Ein wesentliches Ziel von Werbeaktionen, die speziell Kinder ansprechen, beschrieb Vance Packard bereits 1957 in seinem Buch über die Psychologie der Werbung: „Die Dividende aus den in den Jugendmarkt gesteckten Investitionen besteht natürlich aus der Produkt- und Markentreue, die den späteren zuverlässigen Erwachsenenmarkt schafft.“ (1)

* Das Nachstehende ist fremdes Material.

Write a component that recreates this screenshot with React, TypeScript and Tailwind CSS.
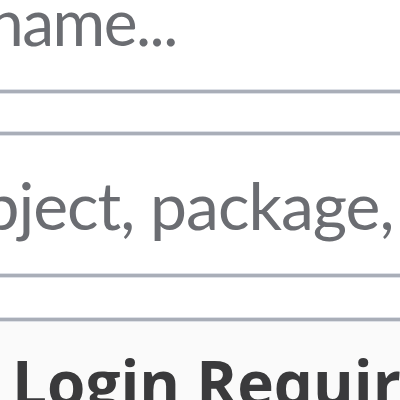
const placeholderFont = { fontFamily: 'Lato, "Open Sans", sans-serif' }
const headingFont = { fontFamily: '"Open Sans", "Noto Sans", sans-serif' }

function Rule() {
  return <div className="h-[5px] border-y border-[#dde0e6] bg-[#a9aeb8]" />
}

export default function App() {
  return (
    <div className="h-[400px] w-[400px] overflow-hidden bg-white" style={placeholderFont}>
      <div className="h-[89px] overflow-hidden">
        <p className="-mt-[10px] -ml-[12px] whitespace-nowrap text-[64px] leading-[64px] tracking-[-1.5px] text-[#6b6d72]">
          name...
        </p>
      </div>
      <Rule />
      <div className="h-[37px]" />
      <Rule />
      <div className="h-[137px] overflow-hidden pt-[36px]">
        <p className="-ml-[54px] whitespace-nowrap text-[66px] leading-[66px] tracking-[-1px] text-[#6b6d72]">
          object, package, class
        </p>
      </div>
      <Rule />
      <div className="h-[39px]" />
      <Rule />
      <div className="h-[78px] overflow-hidden bg-[#fafafa] pt-[29px] pl-[12px]" style={headingFont}>
        <h2 className="whitespace-nowrap text-[62px] font-bold leading-[62px] text-[#3a3a3c]">
          Login Required
        </h2>
      </div>
    </div>
  )
}
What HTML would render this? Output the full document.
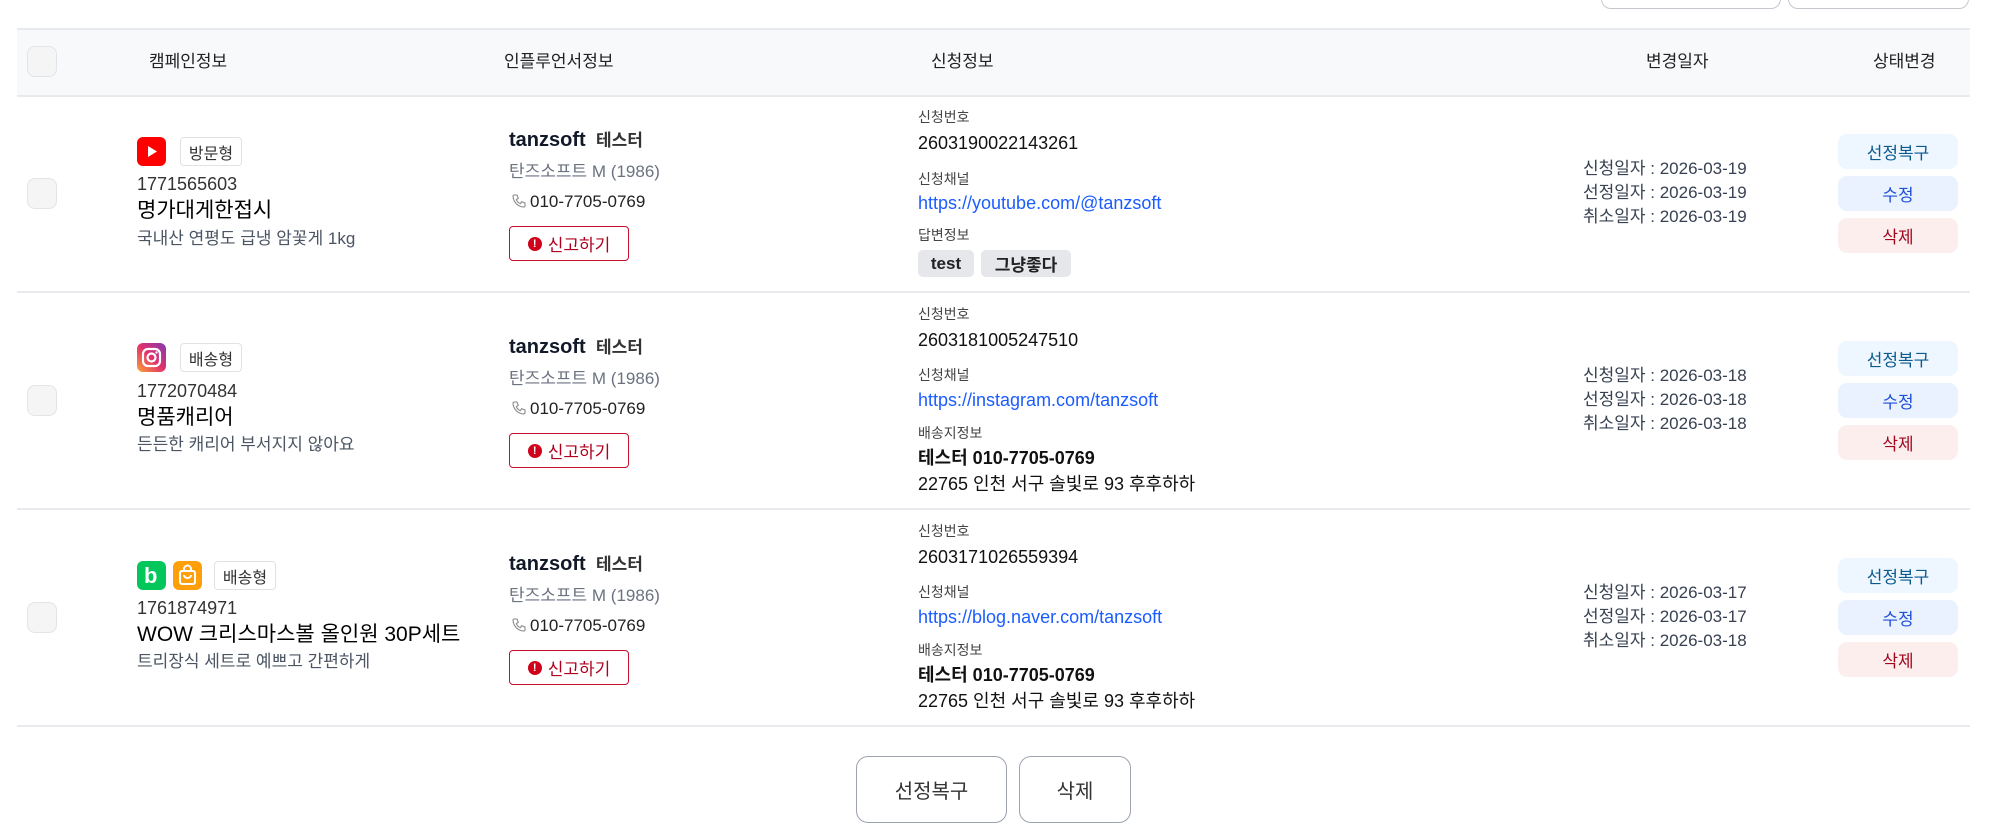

Zudem zeigen wissenschaftliche Untersuchungen, dass Werbung bei Heranwachsenden um vieles wirksamer und nachhaltiger ist als bei Erwachsenen mit eher gefestigten Meinungen und Marken- und Produktbeziehungen. Birgit Koch und Maike Wiedwald vom Vorsitzendenteam der GEW Hessen forderten das hessische Kultusministerium im Namen der GEW auf, diese Aktion, auch im Hinblick auf das im neuen Hessischen Schulgesetz verankerte Werbeverbot an Schulen, zu unterbinden. Das Kultusministerium dürfe sich nicht vor den Karren eines einzelnen Unternehmens spannen lassen und müsse eine vermeintlich pädagogische Kampagne stoppen, bei der Kinder aus Kindertagesstätten und Grundschulen klassenweise in die REWE-Läden geführt werden. Inzwischen forderten auch der Landeselternbeirat und die Landesschülervertretung Hessen einen Stopp der Kampagne.
Christoph Baumann
Referat Schule im GEW-Landesvorstand
(1) Vance Packard: The Hidden Persuaders. 1957 (Übersetzung: Die geheimen Verführer. Frankfurt 1969, S.117)
Nach Redaktionsschluss
14 Tage nach dem Brief der GEW erklärte das Kultusministerium, man prüfe, „ob und wie die Aktion fortgesetzt“ werde. Solange noch keine Entscheidung gefallen sei, ruhe die Umwelt-Rallye (www.hessenschau.de).